While gold shares as a group experienced a particularly difficult year in 2011, many junior gold stocks were the hardest hit in the sector. The Market Vectors Junior Gold Miners ETF (GDXJ) – a basket of more than 80 precious metals exploration and development companies – tumbled 35.0% last year, almost twice as much as the Market Vectors Gold Miners ETF (GDX).
However, one item that has not been discussed in much detail is that certain junior gold shares significantly outperformed their peers in the latter part of the year. In light of this, Macquarie equity research analyst Michael Gray discussed this development in the firm’s outlook for 2012.
“In the latter part of 2011 the high-grade/high-margin deposits as a group significantly outperformed the group of companies with low-grade/large capex deposits,” Macquarie noted. ”We expect this trend to continue in 2012 with outperformance by the high-grade explorers.”

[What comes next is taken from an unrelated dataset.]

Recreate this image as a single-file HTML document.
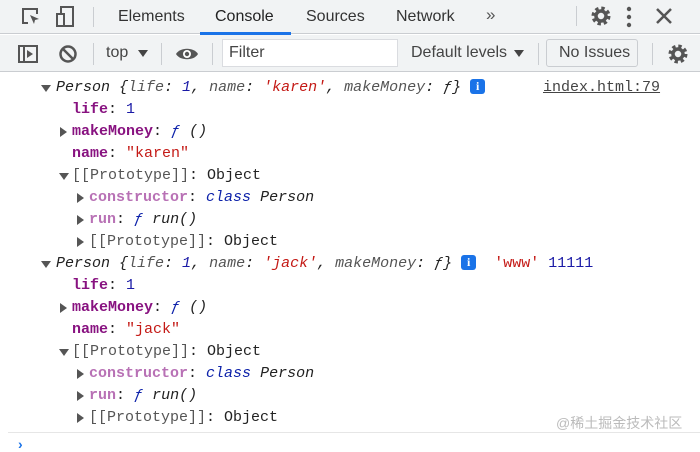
<!DOCTYPE html>
<html><head><meta charset="utf-8"><style>
*{margin:0;padding:0;box-sizing:border-box}
body{width:700px;height:446px;overflow:hidden;background:#fff;font-family:"Liberation Sans",sans-serif;position:relative}
.tb{position:absolute;left:0;top:0;width:700px;height:34px;background:#f1f3f4;border-bottom:1px solid #cacdd1}
.tb2{position:absolute;left:0;top:35px;width:700px;height:37px;background:#f1f3f4;border-bottom:1px solid #cacdd1}
.t{position:absolute;font-size:16px;color:#333}
.sep{position:absolute;width:1px;background:#cacdd1}
.l{position:absolute;font-family:"Liberation Mono",monospace;font-size:15px;white-space:pre;line-height:22px;color:#222}
.tri{position:absolute;width:0;height:0}
.dn{border-left:5px solid transparent;border-right:5px solid transparent;border-top:7px solid #555}
.rt{border-top:5px solid transparent;border-bottom:5px solid transparent;border-left:7px solid #555}
i{font-style:italic}
.k{color:#881280;font-weight:bold}
.kp{color:#b871b5;font-weight:bold}
.n{color:#1a1aa6}
.s{color:#c41a16}
.g{color:#555}
.b{color:#0d22aa}
.info{display:inline-block;width:15px;height:15px;background:#1a73e8;border-radius:3px;color:#fff;font-size:12px;line-height:15px;text-align:center;font-family:"Liberation Serif",serif;font-weight:bold;vertical-align:1px}
</style></head><body>
<svg width="0" height="0" style="position:absolute"><defs><g id="gear"><circle cx="11" cy="11" r="7.5" fill="none" stroke="#555" stroke-width="4" stroke-dasharray="3.2 2.7"/><circle cx="11" cy="11" r="5" fill="none" stroke="#555" stroke-width="3.5"/></g></defs></svg>
<div class="tb"></div>
<svg style="position:absolute;left:20px;top:6px" width="22" height="22" viewBox="0 0 22 22"><path d="M8 17H3V3h14v5" fill="none" stroke="#555" stroke-width="2"/><path d="M10 9l9 4-4 1-1 4z" fill="#555"/></svg>
<svg style="position:absolute;left:54px;top:5px" width="24" height="24" viewBox="0 0 24 24"><rect x="7" y="2" width="12" height="19" fill="none" stroke="#555" stroke-width="2"/><rect x="3" y="9" width="7" height="12" fill="#f1f3f4" stroke="#555" stroke-width="2"/></svg>
<div class="sep" style="left:93px;top:7px;height:20px"></div>
<div class="t" style="left:118px;top:8px">Elements</div>
<div class="t" style="left:215px;top:8px;color:#222">Console</div>
<div style="position:absolute;left:200px;top:32px;width:91px;height:3px;background:#1a73e8"></div>
<div class="t" style="left:306px;top:8px">Sources</div>
<div class="t" style="left:396px;top:8px">Network</div>
<div class="t" style="left:486px;top:5px;font-size:17px;color:#555">»</div>
<div class="sep" style="left:576px;top:6px;height:20px"></div>
<svg style="position:absolute;left:590px;top:5px" width="22" height="22"><use href="#gear"/></svg>
<svg style="position:absolute;left:626px;top:6px" width="6" height="22"><circle cx="3" cy="3" r="2.2" fill="#555"/><circle cx="3" cy="11" r="2.2" fill="#555"/><circle cx="3" cy="19" r="2.2" fill="#555"/></svg>
<svg style="position:absolute;left:655px;top:7px" width="18" height="18"><path d="M2 2L16 16M16 2L2 16" stroke="#555" stroke-width="2.5"/></svg>
<div class="tb2"></div>
<svg style="position:absolute;left:18px;top:45px" width="20" height="18" viewBox="0 0 20 18"><rect x="1" y="1" width="18" height="16" fill="none" stroke="#555" stroke-width="2"/><line x1="6" y1="1" x2="6" y2="17" stroke="#555" stroke-width="2"/><path d="M9 5l6 4-6 4z" fill="#555"/></svg>
<svg style="position:absolute;left:58px;top:44px" width="20" height="20" viewBox="0 0 20 20"><circle cx="10" cy="10" r="7.5" fill="none" stroke="#555" stroke-width="2.5"/><line x1="5" y1="5" x2="15" y2="15" stroke="#555" stroke-width="2.5"/></svg>
<div class="sep" style="left:93px;top:43px;height:22px"></div>
<div class="t" style="left:106px;top:44px;color:#444">top</div>
<div class="tri dn" style="left:138px;top:50px;border-top-color:#444"></div>
<div class="sep" style="left:161px;top:43px;height:22px"></div>
<svg style="position:absolute;left:175px;top:45px" width="24" height="18" viewBox="0 0 24 18"><path d="M1 9C5 2 19 2 23 9C19 16 5 16 1 9z" fill="#555"/><circle cx="12" cy="9" r="4" fill="#fff"/><circle cx="12" cy="9" r="2.2" fill="#555"/></svg>
<div class="sep" style="left:212px;top:43px;height:22px"></div>
<div style="position:absolute;left:222px;top:39px;width:176px;height:28px;background:#fff;border:1px solid #dadce0"></div>
<div class="t" style="left:229px;top:44px;color:#444">Filter</div>
<div class="t" style="left:411px;top:44px;color:#444">Default levels</div>
<div class="tri dn" style="left:514px;top:50px;border-top-color:#444"></div>
<div class="sep" style="left:538px;top:43px;height:22px"></div>
<div style="position:absolute;left:546px;top:39px;width:92px;height:28px;border:1px solid #cacdd1;border-radius:3px"></div>
<div class="t" style="left:559px;top:44px;color:#444">No Issues</div>
<div class="sep" style="left:652px;top:43px;height:22px"></div>
<svg style="position:absolute;left:667px;top:43px" width="22" height="22"><use href="#gear"/></svg>

<div class="tri dn" style="left:41px;top:85px"></div>
<div class="l" style="left:56px;top:77px"><i>Person {<span class="g">life</span>: <span class="n">1</span>, <span class="g">name</span>: <span class="s">'karen'</span>, <span class="g">makeMoney</span>: ƒ}</i> <span class="info">i</span></div>
<div class="l" style="left:543px;top:77px;text-decoration:underline;color:#444">index.html:79</div>
<div class="l" style="left:72px;top:99px"><span class="k">life</span>: <span class="n">1</span></div>
<div class="tri rt" style="left:60px;top:127px"></div>
<div class="l" style="left:72px;top:121px"><span class="k">makeMoney</span>: <i class="b">ƒ</i> <i>()</i></div>
<div class="l" style="left:72px;top:143px"><span class="k">name</span>: <span class="s">"karen"</span></div>
<div class="tri dn" style="left:59px;top:173px"></div>
<div class="l" style="left:72px;top:165px"><span class="g">[[Prototype]]</span>: Object</div>
<div class="tri rt" style="left:77px;top:193px"></div>
<div class="l" style="left:89px;top:187px"><span class="kp">constructor</span>: <i class="b">class</i> <i>Person</i></div>
<div class="tri rt" style="left:77px;top:215px"></div>
<div class="l" style="left:89px;top:209px"><span class="kp">run</span>: <i class="b">ƒ</i> <i>run()</i></div>
<div class="tri rt" style="left:77px;top:237px"></div>
<div class="l" style="left:89px;top:231px"><span class="g">[[Prototype]]</span>: Object</div>

<div class="tri dn" style="left:41px;top:261px"></div>
<div class="l" style="left:56px;top:253px"><i>Person {<span class="g">life</span>: <span class="n">1</span>, <span class="g">name</span>: <span class="s">'jack'</span>, <span class="g">makeMoney</span>: ƒ}</i> <span class="info">i</span>  <span class="s">'www'</span> <span class="n">11111</span></div>
<div class="l" style="left:72px;top:275px"><span class="k">life</span>: <span class="n">1</span></div>
<div class="tri rt" style="left:60px;top:303px"></div>
<div class="l" style="left:72px;top:297px"><span class="k">makeMoney</span>: <i class="b">ƒ</i> <i>()</i></div>
<div class="l" style="left:72px;top:319px"><span class="k">name</span>: <span class="s">"jack"</span></div>
<div class="tri dn" style="left:59px;top:349px"></div>
<div class="l" style="left:72px;top:341px"><span class="g">[[Prototype]]</span>: Object</div>
<div class="tri rt" style="left:77px;top:369px"></div>
<div class="l" style="left:89px;top:363px"><span class="kp">constructor</span>: <i class="b">class</i> <i>Person</i></div>
<div class="tri rt" style="left:77px;top:391px"></div>
<div class="l" style="left:89px;top:385px"><span class="kp">run</span>: <i class="b">ƒ</i> <i>run()</i></div>
<div class="tri rt" style="left:77px;top:413px"></div>
<div class="l" style="left:89px;top:407px"><span class="g">[[Prototype]]</span>: Object</div>
<div style="position:absolute;left:556px;top:413px;font-size:14px;color:#bbb;font-family:'Liberation Sans','Noto Sans CJK SC',sans-serif">@稀土掘金技术社区</div>
<div style="position:absolute;left:8px;top:432px;width:692px;height:1px;background:#e6e6e6"></div>
<div style="position:absolute;left:18px;top:436px;color:#1a73e8;font-size:14px;font-weight:bold">›</div>
</body></html>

As for specific companies, Macquarie highlighted Extorre Gold Mines (XG.TSX), Mirasol Resources (MRZ.TSXV), and Midas Gold (MAX.TSX) as its “top names” as potential acquisition targets for larger-cap gold producers. ”Extorre’s Cerro Morro is a high grade, low-capex, near-permitted project in mining-friendly Santa Cruz, Argentina,” the firm wrote. “Mirasol has a new 100%-controlled silver discovery at its Virginia project in SantaCruz, which has significant resource potential. Midas’ 100%-owned Golden Meadows project is a 5.8moz gold system in Idaho that we believe has significant exploration upside.”
Macquarie also noted that it still views ATAC Resources (ATC.TSXV) and Strategic Metals (SMD.TSXV) “as potential takeover targets, but we have lowered them in our pecking order until new discoveries are made.”
With regard to its macro themes for the sector in 2012, the firm contended that “We believe the market will be in a ‘show me’ mindset for new and emerging discoveries. This means that early drill-hole plays will likely need to deliver strong results along with continuity in order to maintain market capitalization gains.” In addition, ”Escalating labour and construction material costs are expected to push up initial capital costs for many of the larger projects that our covered companies either plan to build or that may be acquisition targets.”